A “key barrier” to making renewable energy sources more accessible to the public was the role of lines companies around the country, he said.

“We already see these new solar charges emerging for examples in Hawkes Bay from Unison, and I think that shows that they’re threatened and looking to block the technology rather than work with it.

“I’m urging line companies to work with solar companies and entities looking at micro grids because ultimately if they don’t, with the rapidly falling cost of batteries, they’re simply going to see people drop off the grid.”

This could lead to the “death cycle”, where customers leave the networks, driving the price up, leading to more customers leaving.
New Zealand had been “a lot slower” than other countries in adopting solar because the Government hadn’t gone down the road of offering subsidies and the energy industry’s push-back on renewables.

“The industry has been very cold in terms of its messages and publishing anti-solar reports, and these new solar taxes that have emerged in some regions.

Existing fossil fuel powered stations, such as the Huntly Power Station, were reaching the end of their lives at “approximately” 2035, which is part of the reason the Government chose that date for the 100 per cent renewables goal.

“It could possibly be done sooner, we’re seeing the economics of renewables drastically change with the rapidly falling prices of solar.”

Nelson’s Solar City CEO Andrew Booth said the most economic way of using solar power was to install panels on roofs in New Zealand communities creating “micro grids”, and then distribute the generated power back for local use.

Creating a large solar farm was expensive and inefficient as every time energy was moved around energy was lost.

“We know that the [solar] technology has the ability to get the nation to become 100 per cent renewable a lot faster than the current Government is attempting to get us there.

Solar City supplies, installs and maintains free solar systems to properties around the country, together with batteries to store generated power in, selling it back to the home owner at a discounted rate.

Booth said he thought more solar micro grids would pop up around the country.

“What I think will happen is that businesses in your community will fit solar panels on their roofs and sell that power to others nearby that are not in the best position to generate power from solar panels.

Solar micro grids in communities could move the country’s energy usage to 100 per cent before the Government’s 2035 goal.

“You’ll see local lines companies like Network Tasman look at how they can make community solar power available.

“You might find for example that some of those larger organisations like Air New Zealand start to make power available from their own roofs to social housing projects around New Zealand for no margin, they simply give it away.”

Booth said because New Zealand’s residential power was one of the most expensive in the world according to the International Energy Agency.

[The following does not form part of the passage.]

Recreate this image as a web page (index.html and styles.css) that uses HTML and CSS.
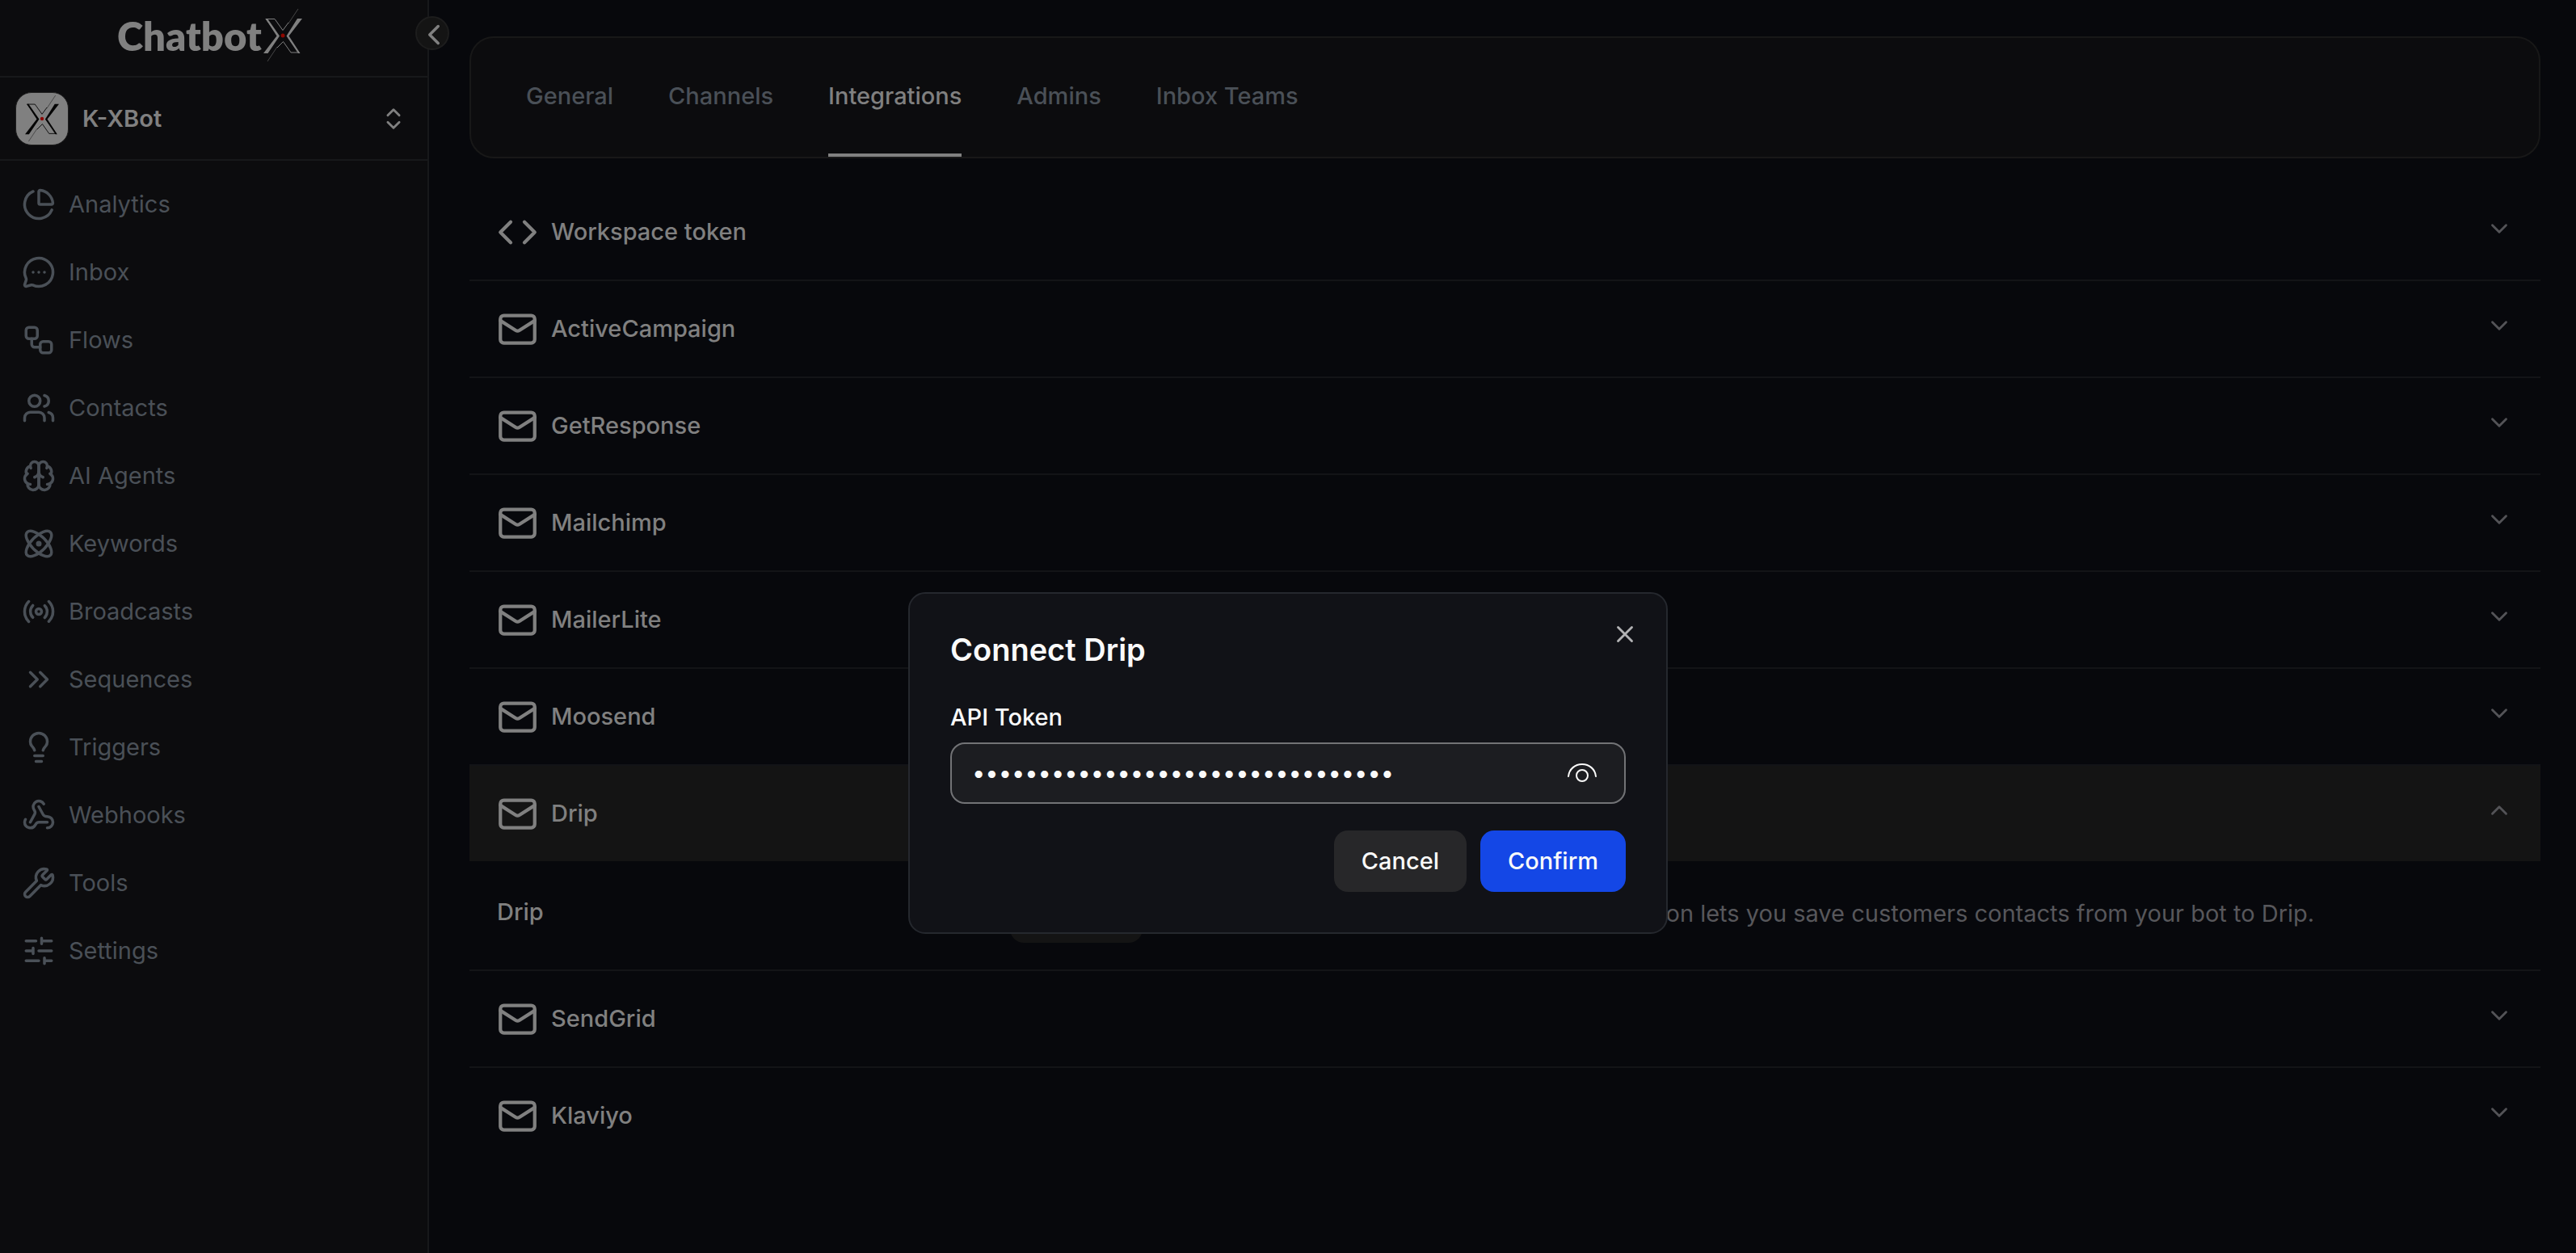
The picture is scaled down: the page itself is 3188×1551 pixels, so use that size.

Because of this the country had an unique opportunity to become the first nation worldwide to be 100 per cent renewable.

“Because it’s so expensive, solar power works naturally from an economic perspective without subsidy, you don’t need the Government to get involved.

“You can generate power locally from your roof and store it in a battery, for a price which is cheaper than buying it from the grid.”

Its biggest challenge was “a massive lack of awareness” about the fact solar was more economic than buying energy off the grid.

“That’s driven largely … by the fact that the Government for many years until the current government wasn’t interested changing the status quo.

“The current Government has now said we need to solve climate change [and] one of the key technologies to help solve it is solar power.”

Solar City CEO Andrew Booth said the most economic way of using solar power was to install panels on roofs in communities around New Zealand, and distribute the generated power back for local use.

Ecotricity managing director Al Yates said a combination of solar, wind and hydro was needed to shift the country towards meeting the target of being 100 per cent renewable energy.

Ecotricity is New Zealand’s only provider of 100 per cent  certified renewable electricity, sourcing it from hydro and wind.

It also buys surplus energy generated from those with solar systems installed and on sells it.

Yates said none of the renewable energy sources could “save the day” on its own, but together they could manage seasonal fluctuations in generated power.

He said hydro and wind were currently cheaper options of renewable energy than solar, but with the rapidly dropping price of solar that could change in the future.

Yates foresaw solar playing a “big part” in the energy sector, possibly providing 30 to 50 per cent of New Zealand’s energy needs.

Green Party MP and spokesperson for energy and resources Gareth Hughes said New Zealand had “a massive solar opportunity”.